To what extent will European banks withstand the current crisis? This is a crucial question because the recession we are experiencing could be followed by a banking crisis that would affect the whole economy even more severely. A CEPII study, entitled "European Banks and the Covid-19 Crash Test", sheds an interesting light on this subject. 

While a liquidity crisis seems unlikely, given that the European Central Bank is open for business, a solvency crisis cannot be ruled out, say the editors. They make a quick calculation: "The aggregate assets of eurozone banks amount to 34 trillion euros, of which 11.7 trillion are loans to the economy and 5 trillion are securities. With equity (capital and reserves) amounting to 2.5 trillion, it would only take 21% (11.7*21% = 2.5) of the loans not being repaid to exhaust them completely".

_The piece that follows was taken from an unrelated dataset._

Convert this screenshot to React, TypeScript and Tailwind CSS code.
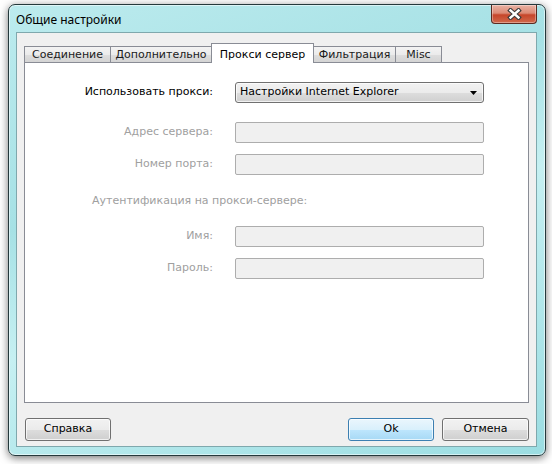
import React from 'react';

const body = { fontFamily: '"DejaVu Sans", Verdana, sans-serif' };

type TabDef = { label: string; w: string; active?: boolean };

const tabs: TabDef[] = [
  { label: 'Соединение', w: 'w-[87px]' },
  { label: 'Дополнительно', w: 'w-[102px]' },
  { label: 'Прокси сервер', w: 'w-[103px]', active: true },
  { label: 'Фильтрация', w: 'w-[83px]' },
  { label: 'Misc', w: 'w-[47px]' },
];

const CloseGlyph = () => (
  <svg width="15" height="12" viewBox="0 0 15 12">
    <path d="M3.5 2.5 L11.5 9.5 M11.5 2.5 L3.5 9.5" stroke="#3a3a3a" strokeWidth="4.6" strokeLinecap="square" />
    <path d="M3.5 2.5 L11.5 9.5 M11.5 2.5 L3.5 9.5" stroke="#ffffff" strokeWidth="2.4" strokeLinecap="square" />
  </svg>
);

const Field = ({ label }: { label: string }) => (
  <div className="flex items-center">
    <div className="w-[188px] text-right text-[#a0a0a0]">{label}</div>
    <div className="ml-[22px] w-[249px] h-[21px] rounded-[2px] border border-[#adadad] bg-[#f0f0f0]" />
  </div>
);

const Button = ({ label, primary }: { label: string; primary?: boolean }) => (
  <button
    className={`h-[23px] rounded-[3px] border text-[11px] text-black shadow-[inset_0_0_0_1px_rgba(255,255,255,0.7)] ${
      primary
        ? 'border-[#3c7fb1] bg-[linear-gradient(180deg,#eaf6fd_0%,#d9f0fc_50%,#bee6fd_51%,#a7d9f5_100%)]'
        : 'border-[#707070] bg-[linear-gradient(180deg,#f2f2f2_0%,#ebebeb_50%,#dddddd_51%,#cfcfcf_100%)]'
    }`}
    style={body}
  >
    {label}
  </button>
);

export default function App() {
  return (
    <div className="w-[552px] h-[464px] bg-white overflow-hidden pt-[4px] pl-[8px]" style={body}>
      <div className="w-[538px] h-[452px] rounded-[7px] border border-[#25393c] bg-[linear-gradient(160deg,#bcebee_0%,#a6e1e5_35%,#c6f0f2_55%,#9bdde2_100%)] shadow-[0_2px_9px_rgba(0,0,0,0.55),inset_0_0_0_1px_rgba(255,255,255,0.55)] flex flex-col">
        {/* title bar */}
        <div className="h-[27px] flex items-start pl-[7px] pr-[8px]">
          <div className="pt-[7px] text-[12px] leading-[16px] text-black" style={{ fontFamily: '"Noto Sans", sans-serif' }}>
            Общие настройки
          </div>
          <div className="ml-auto w-[46px] h-[19px] rounded-b-[4px] border border-t-0 border-[#5b2a20] bg-[linear-gradient(180deg,#e9b2a4_0%,#dc8a75_45%,#c6452a_55%,#d06a4c_100%)] shadow-[inset_0_0_0_1px_rgba(255,255,255,0.35)] flex items-center justify-center">
            <CloseGlyph />
          </div>
        </div>

        {/* client area */}
        <div className="ml-[7px] w-[521px] h-[415px] border border-[#7fa8ad] bg-[#f0f0f0] flex flex-col px-[7px] pt-[10px] text-[11px]">
          {/* tabs */}
          <div className="flex items-end h-[20px] -mb-px relative z-10">
            {tabs.map((t, i) =>
              t.active ? (
                <div
                  key={t.label}
                  className={`${t.w} -ml-px h-[20px] border border-b-0 border-[#898c95] bg-white text-black flex items-start justify-center pt-[3px] relative z-10`}
                >
                  {t.label}
                </div>
              ) : (
                <div
                  key={t.label}
                  className={`${t.w} ${i === 0 ? '' : '-ml-px'} h-[16px] mb-px border border-b-0 border-[#898c95] bg-[linear-gradient(180deg,#f3f3f3_0%,#ebebeb_50%,#dedede_51%,#d4d4d4_100%)] text-[#1a1a1a] flex items-center justify-center pt-px`}
                >
                  {t.label}
                </div>
              )
            )}
          </div>

          {/* panel */}
          <div className="h-[341px] border border-[#898c95] bg-white flex flex-col pt-[19px]">
            <div className="flex items-center">
              <div className="w-[188px] text-right text-black">Использовать прокси:</div>
              <div className="ml-[22px] w-[249px] h-[21px] rounded-[3px] border border-[#707070] bg-[linear-gradient(180deg,#f2f2f2_0%,#ebebeb_50%,#dddddd_51%,#cfcfcf_100%)] shadow-[inset_0_0_0_1px_rgba(255,255,255,0.7)] flex items-center pl-[4px] pr-[6px] text-black">
                <span>Настройки Internet Explorer</span>
                <svg className="ml-auto" width="7" height="4" viewBox="0 0 7 4">
                  <path d="M0 0 H7 L3.5 4 Z" fill="#000" />
                </svg>
              </div>
            </div>

            <div className="mt-[19px] flex flex-col gap-[11px]">
              <Field label="Адрес сервера:" />
              <Field label="Номер порта:" />
            </div>

            <div className="mt-[19px] pl-[67px] leading-[14px] text-[#a0a0a0]">Аутентификация на прокси-сервере:</div>

            <div className="mt-[18px] flex flex-col gap-[11px]">
              <Field label="Имя:" />
              <Field label="Пароль:" />
            </div>
          </div>

          {/* buttons */}
          <div className="mt-[15px] flex pl-[1px]">
            <div className="w-[86px] flex flex-col">
              <Button label="Справка" />
            </div>
            <div className="ml-auto flex gap-[8px]">
              <div className="w-[86px] flex flex-col">
                <Button label="Ok" primary />
              </div>
              <div className="w-[87px] flex flex-col">
                <Button label="Отмена" />
              </div>
            </div>
          </div>
        </div>
      </div>
    </div>
  );
}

If one in five bank loans is not repaid, European banks crash; a scenario that is not unlikely in the event of a prolonged recession. All the more so as this calculation accepts a broad definition of capital (official, which comes from the banks) since leverage, or the "unweighted ratio" (ratio of capital to total assets without risk weightings), is shown in this study at 5.8% for eurozone banks. In his analyses, JP Chevallier advocates a stricter approach and calculates a leverage effect of around 1/40 for French banks, i.e. 2.5%, half the CEPII figure, which means that defaulting on around 10% of their loans would send French banks crashing .

This rate of 21% is not at all implausible, the study says, bearing in mind that "non-performing loans" (the official name for defaulted loans, which are not lost in full, however) were 8% in Italy in 2018, after having reached 15% in 2015. On average in the eurozone, they rose from 7% at the end of 2014 to 3% at the end of 2019. The countries most affected by the recession (France, Italy, Spain) could dangerously approach the red zone.